No later than 45 calendar days following the end to a quarter, institutional investors with at least $100 million in assets under management (AUM) are required to file Form 13F with the Securities and Exchange Commission. A 13F offers a way for investors to track which stocks, exchange-traded funds (ETFs), and select options Wall Street's most-successful asset managers bought and sold in the latest quarter.

Though most investors track Warren Buffett's trading activity like a hawk, he's not the only billionaire fund manager with an impressive track record. David Tepper of Appaloosa, who's currently overseeing north of $8 billion in AUM, is another billionaire investors wisely pay close attention to.

Tepper is a big fan of the rise of AI, but he's been quite picky about the artificial intelligence stocks he's buying and selling.
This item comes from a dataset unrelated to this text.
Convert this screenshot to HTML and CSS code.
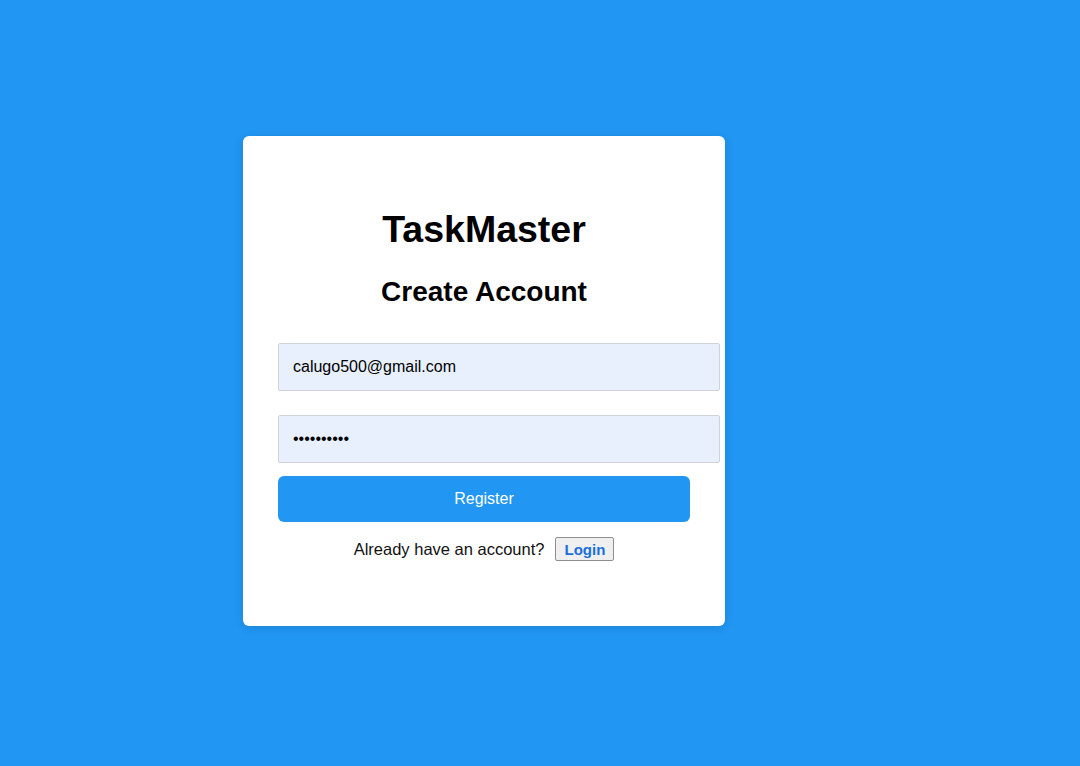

Over the last two years, Tepper has shown two of the biggest players in the AI-graphics processing unit (GPU) space to the door, all while recently diving into one of the newest members of the trillion-dollar club on Wall Street.

Appaloosa's billionaire chief sends shares of Nvidia and AMD packing

Despite abundant spending on data-center infrastructure and the AI-GPUs needed to facilitate split-second decisions and the training of large language models, Appaloosa's 13Fs have shown Tepper to be a persistent seller of shares of Nvidia (NASDAQ: NVDA) and Advanced Micro Devices (NASDAQ: AMD), which is best known as "AMD."

Taking into account Nvidia's largest-ever forward split (10-for-1) in June 2024, Appaloosa's stake in Nvidia has shrunk from 10.2 million split-adjusted shares, as of June 30, 2023, to just 300,000 shares by March 31, 2025 -- a decline of 97%! Meanwhile, Tepper's position in AMD was whittled down from a peak of 2.31 million shares in the June-ended quarter in 2023 to no shares remaining, as of March 31, 2025.

While demand for AI-GPUs has been robust, there are a couple of reasons that may help explain why Appaloosa's billionaire investor headed for the exit.

The most obvious of these reasons is that Tepper might have been locking in gains. Shares of Nvidia and AMD both soared amid the hype of the AI revolution, and the average holding in Tepper's fund has stuck around for less than 10 quarters (30 months). Cashing in his chips following a historic run-up for both companies would make sense.

The concern is there may be more to this selling activity than Tepper's desire to lock in gains.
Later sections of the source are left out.